On April 15, 1897, the first commercial oil well, the Nellie Johnstone No. 1 (pictured here), was drilled in Bartlesville. The oil well produced more than 100,000 barrels of crude oil before it was plugged in 1948. Oil fields like the Nellie Johnstone No. 1 established Bartlesville as Oklahoma’s first oil boomtown.

Courtesy of the Oklahoma Historical Society.

FIG. 7.11

Beginning in 1897, Atchison, Topeka and Santa Fe Railway tank cars first carried oil from Bartlesville to a refinery in Kansas. This photo depicts the very first oil train on its way out of Bartlesville.

Courtesy of the Oklahoma Historical Society.

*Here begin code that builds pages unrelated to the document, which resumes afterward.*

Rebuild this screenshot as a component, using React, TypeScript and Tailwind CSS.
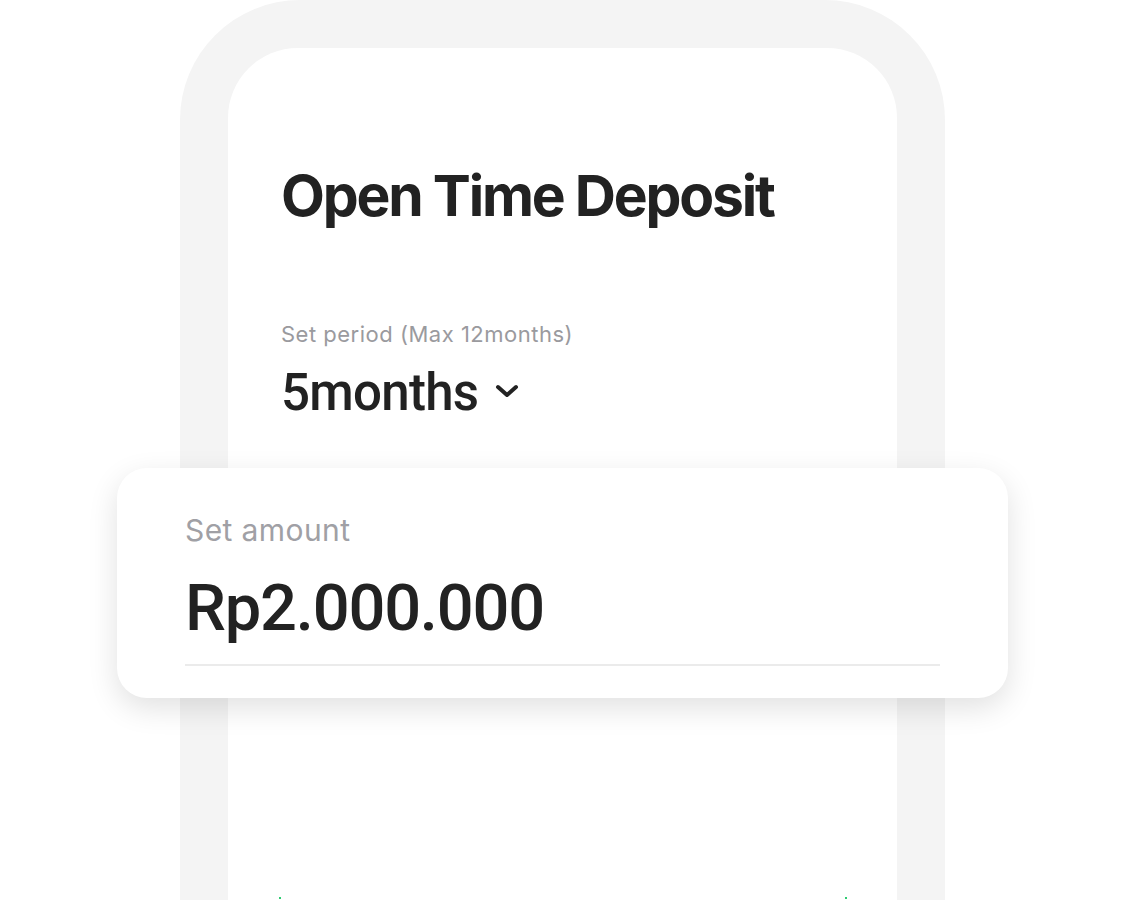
import React from 'react';

const App: React.FC = () => {
  return (
    <div className="relative w-[1125px] h-[900px] overflow-hidden bg-white" style={{ fontFamily: 'Inter, "Noto Sans", sans-serif' }}>
      {/* Phone frame */}
      <div className="ml-[180px] w-[765px] h-[948px] bg-[#f4f4f4] rounded-t-[120px] pt-[48px] px-[48px]">
        <div className="h-full bg-white rounded-t-[70px] pl-[53px] pt-[119px]">
          <h1 className="text-[57px] font-bold text-[#222] leading-none tracking-[-2.2px]">Open Time Deposit</h1>

          <p className="mt-[99px] text-[22px] text-[#9a9a9e] leading-none tracking-[0.5px]">Set period (Max 12months)</p>
          <div className="mt-[22px] flex items-center gap-[17px]">
            <span className="text-[51px] font-medium text-[#222] leading-none tracking-[-0.7px]" style={{ fontFamily: 'Roboto, sans-serif' }}>5months</span>
            <svg width="24" height="16" viewBox="0 0 24 16" className="mb-[4px]">
              <path d="M3 4 L12 12 L21 4" fill="none" stroke="#222" strokeWidth="4" strokeLinecap="round" strokeLinejoin="round" />
            </svg>
          </div>
        </div>
      </div>

      {/* Amount card */}
      <div className="absolute left-[117px] top-[468px] w-[891px] h-[230px] bg-white rounded-[30px] shadow-[0_10px_30px_rgba(0,0,0,0.12)] px-[68px] pt-[47px]">
        <p className="text-[30px] text-[#a0a0a5] leading-none tracking-[0.4px]">Set amount</p>
        <p className="mt-[31px] text-[65px] font-medium text-[#222] leading-none tracking-[-1.2px]" style={{ fontFamily: 'Roboto, sans-serif' }}>Rp2.000.000</p>
        <div className="mt-[23px] h-[2px] w-[755px] bg-[#ebebeb]" />
      </div>

      {/* tiny markers */}
      <div className="absolute left-[279px] top-[897px] w-[2px] h-[2px] bg-[#2ecc71]" />
      <div className="absolute left-[845px] top-[897px] w-[2px] h-[2px] bg-[#2ecc71]" />
    </div>
  );
};

export default App;
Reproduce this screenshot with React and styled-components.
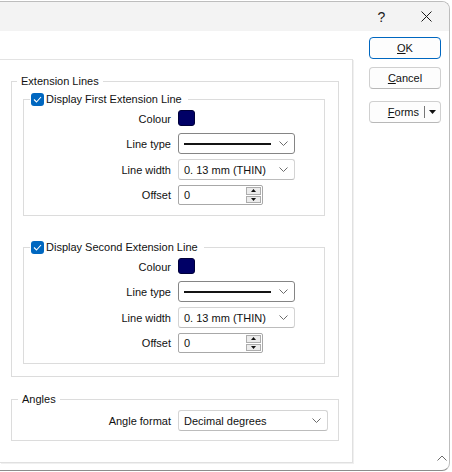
import React from 'react'
import styled, { createGlobalStyle } from 'styled-components'

const GlobalStyle = createGlobalStyle`
  html, body {
    margin: 0;
    padding: 0;
    background: #fff;
  }
  body {
    font-family: "Liberation Sans", Arial, sans-serif;
    font-size: 11px;
    color: #111;
    overflow: hidden;
  }
  * { box-sizing: border-box; }
`

const Window = styled.div`
  width: 450px;
  height: 470px;
  margin-top: 1px;
  border: 1px solid #bdbdbd;
  border-left: none;
  border-bottom-color: #8c8c8c;
  border-radius: 0 8px 8px 0;
  background: #fff;
  display: flex;
  flex-direction: column;
  overflow: hidden;
`

const TitleBar = styled.div`
  height: 29px;
  flex: none;
  background: #f3f3f3;
  display: flex;
  justify-content: flex-end;
`

const CaptionButton = styled.div`
  width: 45px;
  display: flex;
  align-items: center;
  justify-content: center;
  font-size: 14px;
  color: #1a1a1a;
`

const Body = styled.div`
  flex: 1;
  display: flex;
`

const Panel = styled.div`
  width: 353px;
  margin-top: 28px;
  align-self: flex-start;
  padding: 14px 13px 21px 11px;
  border-top: 1px solid #e3e3e3;
  border-right: 1px solid #e0e0e0;
  border-bottom: 1px solid #e0e0e0;
  box-shadow: 1px 1px 0 #f0f0f0;
`

const Group = styled.fieldset`
  margin: ${p => p.$mt || 0}px 0 0 0;
  min-width: 0;
  border: 1px solid #dcdcdc;
  padding: ${p => p.$pad};
`

const Legend = styled.legend`
  margin-left: ${p => p.$ml}px;
  padding: ${p => p.$pad};
  height: 14px;
  line-height: 14px;
  display: flex;
  align-items: center;
  gap: 2px;
`

const Check = styled.span`
  width: 13px;
  height: 13px;
  border-radius: 3px;
  background: #0067c0;
  display: flex;
  align-items: center;
  justify-content: center;
`

const Form = styled.div`
  display: grid;
  grid-template-columns: ${p => p.$label}px auto;
  column-gap: 7px;
  row-gap: 5px;
  align-items: center;
`

const Label = styled.span`
  text-align: right;
  white-space: nowrap;
`

const Swatch = styled.div`
  width: 17px;
  height: 16px;
  margin-bottom: 2px;
  border-radius: 3px;
  background: #000066;
  border: 1px solid #00003a;
`

const Combo = styled.div`
  width: ${p => p.$w}px;
  height: 21px;
  border: 1px solid ${p => p.$border || '#d4d4d4'};
  border-bottom-color: ${p => p.$border || '#bcbcbc'};
  border-radius: 3px;
  background: #fff;
  display: flex;
  align-items: center;
  padding: 0 6px 0 5px;
  gap: 6px;
`

const ComboText = styled.span`
  flex: 1;
  white-space: nowrap;
`

const LineSample = styled.div`
  flex: 1;
  height: 2px;
  background: #141414;
  margin-right: 2px;
`

const Spin = styled.div`
  width: 85px;
  height: 20px;
  border: 1px solid #a8a8a8;
  border-radius: 2px;
  background: #fff;
  display: flex;
  align-items: center;
  padding: 1px 1px 1px 5px;
`

const SpinButtons = styled.div`
  width: 15px;
  height: 16px;
  display: flex;
  flex-direction: column;
  gap: 1px;
`

const SpinCell = styled.div`
  flex: 1;
  background: #ececec;
  border: 1px solid #adadad;
  display: flex;
  align-items: center;
  justify-content: center;
`

const ButtonColumn = styled.div`
  flex: 1;
  padding: 6px 0 0 16px;
  display: flex;
  flex-direction: column;
`

const Button = styled.div`
  width: 72px;
  height: 22px;
  margin-bottom: ${p => p.$mb || 0}px;
  border: 1px solid ${p => (p.$primary ? '#0067c0' : '#d0d0d0')};
  border-bottom-color: ${p => (p.$primary ? '#0067c0' : '#b8b8b8')};
  border-radius: 4px;
  background: #fdfdfd;
  display: flex;
  align-items: center;
  justify-content: center;
`

const SplitMain = styled.span`
  flex: 1;
  text-align: right;
  padding-right: 5px;
`

const SplitDivider = styled.span`
  width: 1px;
  height: 12px;
  background: #777;
`

const SplitArrow = styled.span`
  width: 15px;
  display: flex;
  justify-content: center;
`

const Grip = styled.div`
  margin: auto 2px 9px 0;
  align-self: flex-end;
  display: flex;
`

const Chevron = () => (
  <svg width="9" height="5" viewBox="0 0 9 5">
    <path d="M0.5 0.5 L4.5 4.5 L8.5 0.5" fill="none" stroke="#6b6b6b" strokeWidth="1" />
  </svg>
)

const ColourRow = () => (
  <>
    <Label>Colour</Label>
    <Swatch />
  </>
)

const LineGroup = ({ title, mt }) => (
  <Group $pad="4px 0 10px 0" $mt={mt}>
    <Legend $ml={6} $pad="0 6px 0 1px">
      <Check>
        <svg width="9" height="7" viewBox="0 0 9 7">
          <path d="M1 3.5 L3.5 6 L8 1" fill="none" stroke="#fff" strokeWidth="1.1" />
        </svg>
      </Check>
      {title}
    </Legend>
    <Form $label={147}>
      <ColourRow />
      <Label>Line type</Label>
      <Combo $w={117} $border="#858585">
        <LineSample />
        <Chevron />
      </Combo>
      <Label>Line width</Label>
      <Combo $w={117}>
        <ComboText>0. 13 mm (THIN)</ComboText>
        <Chevron />
      </Combo>
      <Label>Offset</Label>
      <Spin>
        <ComboText>0</ComboText>
        <SpinButtons>
          <SpinCell>
            <svg width="5" height="3" viewBox="0 0 5 3"><path d="M0 3 L2.5 0 L5 3 Z" fill="#111" /></svg>
          </SpinCell>
          <SpinCell>
            <svg width="5" height="3" viewBox="0 0 5 3"><path d="M0 0 L2.5 3 L5 0 Z" fill="#111" /></svg>
          </SpinCell>
        </SpinButtons>
      </Spin>
    </Form>
  </Group>
)

export default function App() {
  return (
    <>
      <GlobalStyle />
      <Window>
        <TitleBar>
          <CaptionButton>?</CaptionButton>
          <CaptionButton>
            <svg width="11" height="11" viewBox="0 0 11 11">
              <path d="M0.5 0.5 L10.5 10.5 M10.5 0.5 L0.5 10.5" stroke="#1a1a1a" strokeWidth="1" />
            </svg>
          </CaptionButton>
        </TitleBar>
        <Body>
          <Panel>
            <Group $pad="4px 13px 12px 11px">
              <Legend $ml={-6} $pad="0 4px">Extension Lines</Legend>
              <LineGroup title="Display First Extension Line" />
              <LineGroup title="Display Second Extension Line" mt={24} />
            </Group>
            <Group $pad="4px 0 9px 0" $mt={15}>
              <Legend $ml={6} $pad="0 4px">Angles</Legend>
              <Form $label={159}>
                <Label>Angle format</Label>
                <Combo $w={150}>
                  <ComboText>Decimal degrees</ComboText>
                  <Chevron />
                </Combo>
              </Form>
            </Group>
          </Panel>
          <ButtonColumn>
            <Button $primary $mb={8}><span><u>O</u>K</span></Button>
            <Button $mb={12}><span><u>C</u>ancel</span></Button>
            <Button>
              <SplitMain><u>F</u>orms</SplitMain>
              <SplitDivider />
              <SplitArrow>
                <svg width="7" height="4" viewBox="0 0 7 4"><path d="M0 0 L3.5 4 L7 0 Z" fill="#111" /></svg>
              </SplitArrow>
            </Button>
            <Grip>
              <svg width="10" height="6" viewBox="0 0 10 6">
                <path d="M0.5 5.5 L5 1 L9.5 5.5" fill="none" stroke="#6b6b6b" strokeWidth="1" />
              </svg>
            </Grip>
          </ButtonColumn>
        </Body>
      </Window>
    </>
  )
}
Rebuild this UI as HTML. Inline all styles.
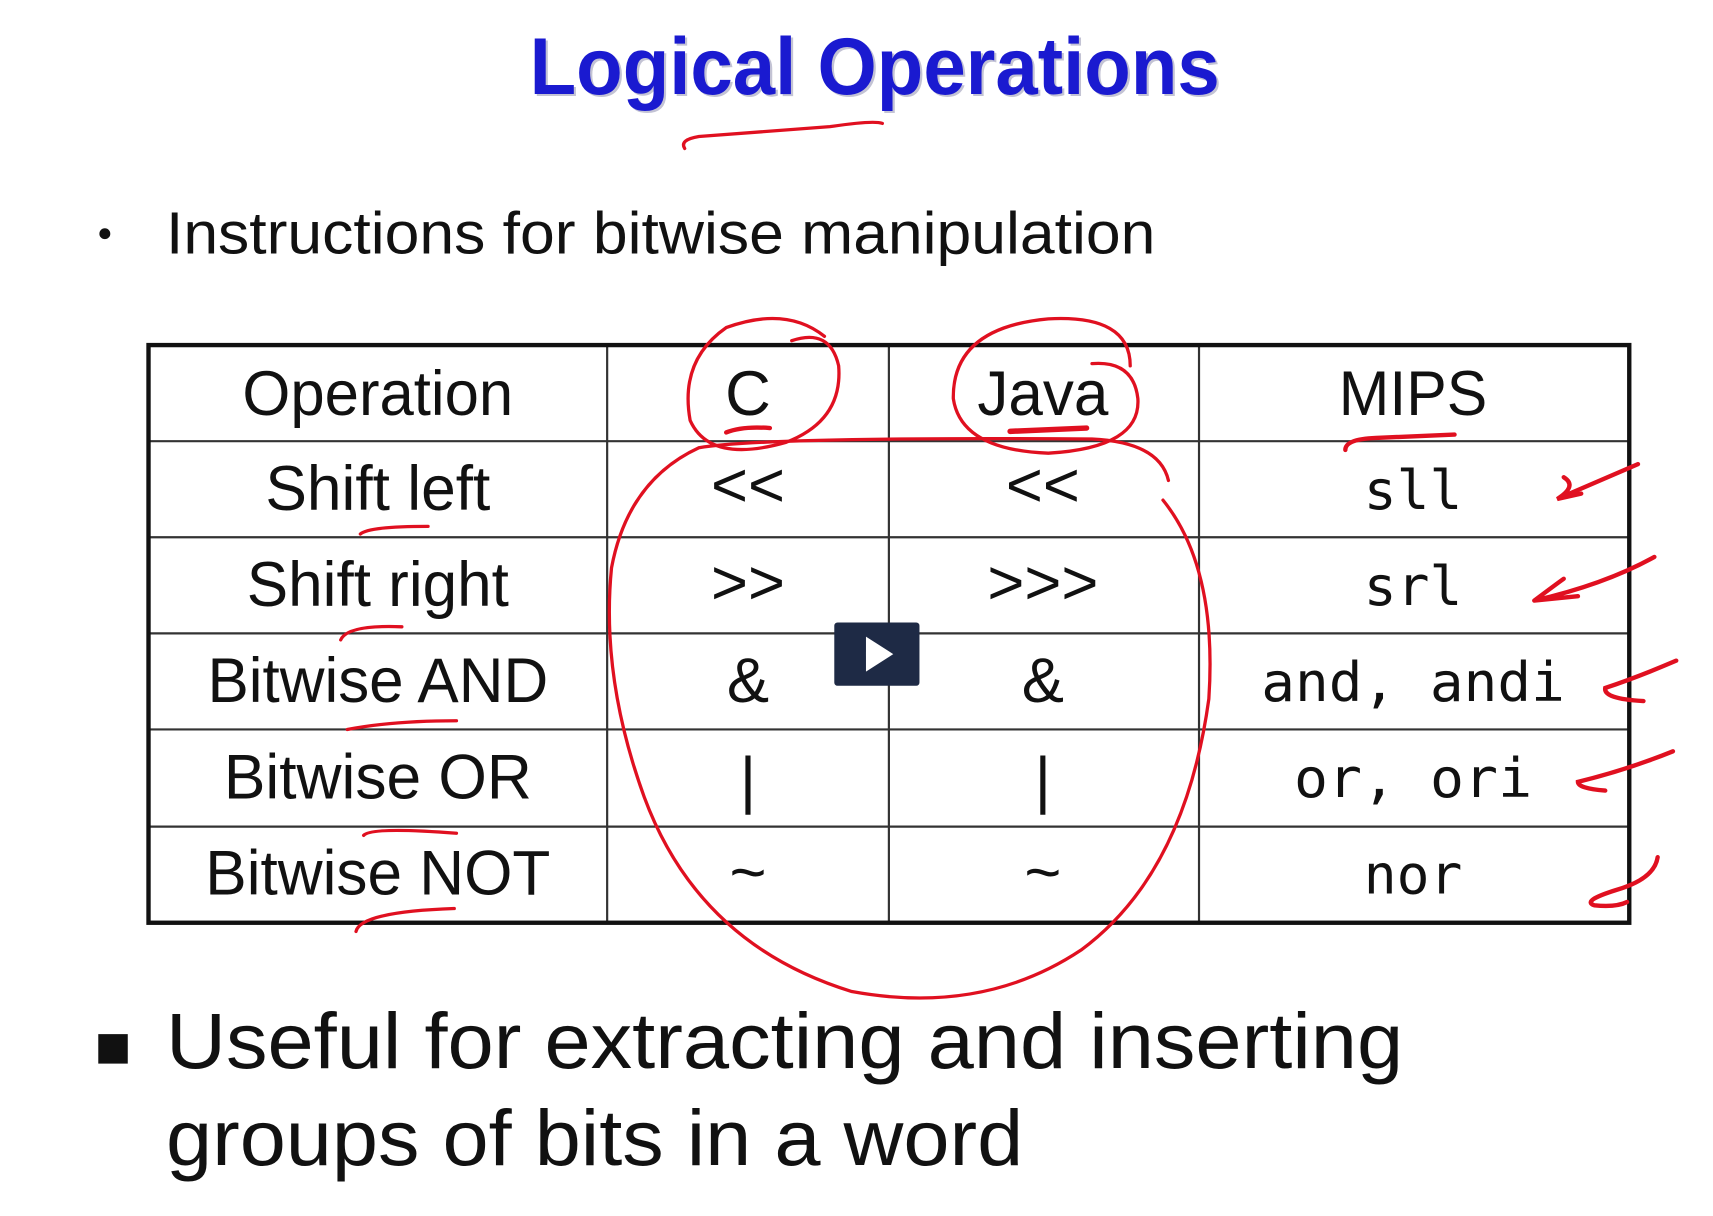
<!DOCTYPE html>
<html><head><meta charset="utf-8"><style>
html,body{margin:0;padding:0;background:#fff;width:1713px;height:1216px;overflow:hidden}
svg{display:block}
</style></head><body>
<svg width="1713" height="1216" viewBox="0 0 1713 1216" xmlns="http://www.w3.org/2000/svg">
<rect width="1713" height="1216" fill="#fff"/>
<g transform="scale(1.092)">
<!-- Title -->
<text x="487" y="88" font-family="Liberation Sans, sans-serif" font-weight="bold" font-size="74" fill="#8888aa" opacity="0.5" textLength="632" lengthAdjust="spacingAndGlyphs">Logical Operations</text>
<text x="485" y="86" font-family="Liberation Sans, sans-serif" font-weight="bold" font-size="74" fill="#1a1ad0" textLength="632" lengthAdjust="spacingAndGlyphs">Logical Operations</text>
<!-- bullet 1 -->
<circle cx="96" cy="214" r="5" fill="#111"/>
<text x="152" y="232" font-family="Liberation Sans, sans-serif" font-size="54" fill="#111" textLength="906" lengthAdjust="spacingAndGlyphs">Instructions for bitwise manipulation</text>
<!-- table grid -->
<g stroke="#333" stroke-width="2">
<line x1="136" y1="404" x2="1492" y2="404"/>
<line x1="136" y1="492" x2="1492" y2="492"/>
<line x1="136" y1="580" x2="1492" y2="580"/>
<line x1="136" y1="668" x2="1492" y2="668"/>
<line x1="136" y1="757" x2="1492" y2="757"/>
<line x1="556" y1="316" x2="556" y2="845"/>
<line x1="814" y1="316" x2="814" y2="845"/>
<line x1="1098" y1="316" x2="1098" y2="845"/>
</g>
<rect x="136" y="316" width="1356" height="529" fill="none" stroke="#111" stroke-width="4"/>
<g font-family="Liberation Sans, sans-serif" font-size="58" fill="#111" text-anchor="middle">
<text x="346" y="380" textLength="248" lengthAdjust="spacingAndGlyphs">Operation</text>
<text x="685" y="380">C</text>
<text x="955" y="380" textLength="120" lengthAdjust="spacingAndGlyphs">Java</text>
<text x="1294" y="380" textLength="136" lengthAdjust="spacingAndGlyphs">MIPS</text>
<text x="346" y="467" textLength="206" lengthAdjust="spacingAndGlyphs">Shift left</text>
<text x="346" y="555" textLength="240" lengthAdjust="spacingAndGlyphs">Shift right</text>
<text x="346" y="643" textLength="312" lengthAdjust="spacingAndGlyphs">Bitwise AND</text>
<text x="346" y="731" textLength="282" lengthAdjust="spacingAndGlyphs">Bitwise OR</text>
<text x="346" y="819" textLength="316" lengthAdjust="spacingAndGlyphs">Bitwise NOT</text>
<text x="685" y="464">&lt;&lt;</text><text x="955" y="464">&lt;&lt;</text>
<text x="685" y="553">&gt;&gt;</text><text x="955" y="553">&gt;&gt;&gt;</text>
<text x="685" y="643">&amp;</text><text x="955" y="643">&amp;</text>
<text x="685" y="734">|</text><text x="955" y="734">|</text>
<text x="685" y="818">~</text><text x="955" y="818">~</text>
</g>
<g font-family="DejaVu Sans Mono, monospace" font-size="50" fill="#111" text-anchor="middle">
<text x="1294" y="466">sll</text>
<text x="1294" y="554">srl</text>
<text x="1294" y="642" textLength="278" lengthAdjust="spacingAndGlyphs">and, andi</text>
<text x="1294" y="730" textLength="218" lengthAdjust="spacingAndGlyphs">or, ori</text>
<text x="1294" y="818">nor</text>
</g>
<!-- bottom bullet -->
<rect x="90" y="947" width="27" height="27" fill="#111"/>
<text x="152" y="978" font-family="Liberation Sans, sans-serif" font-size="72" fill="#111" textLength="1133" lengthAdjust="spacingAndGlyphs">Useful for extracting and inserting</text>
<text x="152" y="1067" font-family="Liberation Sans, sans-serif" font-size="72" fill="#111" textLength="785" lengthAdjust="spacingAndGlyphs">groups of bits in a word</text>
<!-- red annotations -->
<g fill="none" stroke="#e01020" stroke-width="3" stroke-linecap="round">
<path d="M627,136 Q622,128 640,125 L760,116 Q800,110 808,113"/>
<path d="M725,312 Q760,300 768,335 Q772,385 720,405 Q650,425 632,385 Q622,330 665,300 Q720,280 755,308"/>
<path d="M1000,333 Q1038,330 1042,365 Q1045,410 960,415 Q880,412 873,365 Q872,300 960,292 Q1035,288 1035,335"/>
<path d="M1065,458 Q1115,520 1107,640 Q1085,800 990,870 Q900,930 780,908 Q640,865 590,730 Q550,620 560,520 Q575,440 640,410 Q700,400 1000,402 Q1062,405 1070,440"/>
<path d="M665,396 Q680,390 705,392" stroke-width="4"/>
<path d="M925,395 L995,392" stroke-width="5"/>
<path d="M1232,412 Q1232,402 1260,401 L1332,398" stroke-width="4"/>
<path d="M330,489 Q338,482 392,482"/>
<path d="M312,586 Q318,572 368,574"/>
<path d="M318,668 Q360,660 418,660"/>
<path d="M333,765 Q340,757 418,763"/>
<path d="M326,853 Q330,835 416,832"/>
<path d="M1500,425 L1428,456 M1432,437 Q1445,445 1426,457 L1448,452" stroke-width="4"/>
<path d="M1515,510 Q1470,535 1405,550 L1445,546 M1405,550 Q1425,535 1432,530" stroke-width="4"/>
<path d="M1535,605 Q1500,620 1470,630 Q1468,640 1505,642" stroke-width="4"/>
<path d="M1532,688 Q1490,705 1445,716 Q1445,722 1470,724" stroke-width="4"/>
<path d="M1518,785 Q1515,805 1480,815 Q1448,825 1460,829 Q1480,831 1490,826" stroke-width="4"/>
</g>
<!-- play button -->
<rect x="764" y="570" width="78" height="58" rx="3" fill="#1e2a45"/>
<path d="M793,583 L793,615 L818,599 Z" fill="#fff"/>
</g>
</svg>
</body></html>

Demand for oil increased as new technologies expanded. Oil production in Indian Territory rose rapidly after the turn of the century and provided one of the incentives for statehood in 1907. After that, annual production in Oklahoma peaked at 278 million barrels in 1927 and played a growing role in the state’s economy. In fact, much of the economic development in the first few decades after statehood was due to this oil boom. Oklahoma quickly became one of the top oil producers in the country. However, the Oklahoma oil boom was only half of a “boom-bust” cycle. When demand for oil was high, Oklahoma’s economy “boomed,” or flourished, but when demand dropped (often the result of too much oil being available), the state’s economy declined rapidly or went “bust.” This meant that Oklahoma’s economy was vulnerable and capable of sudden downturns, as we will see in the discussion of the Great Depression in chapter 9.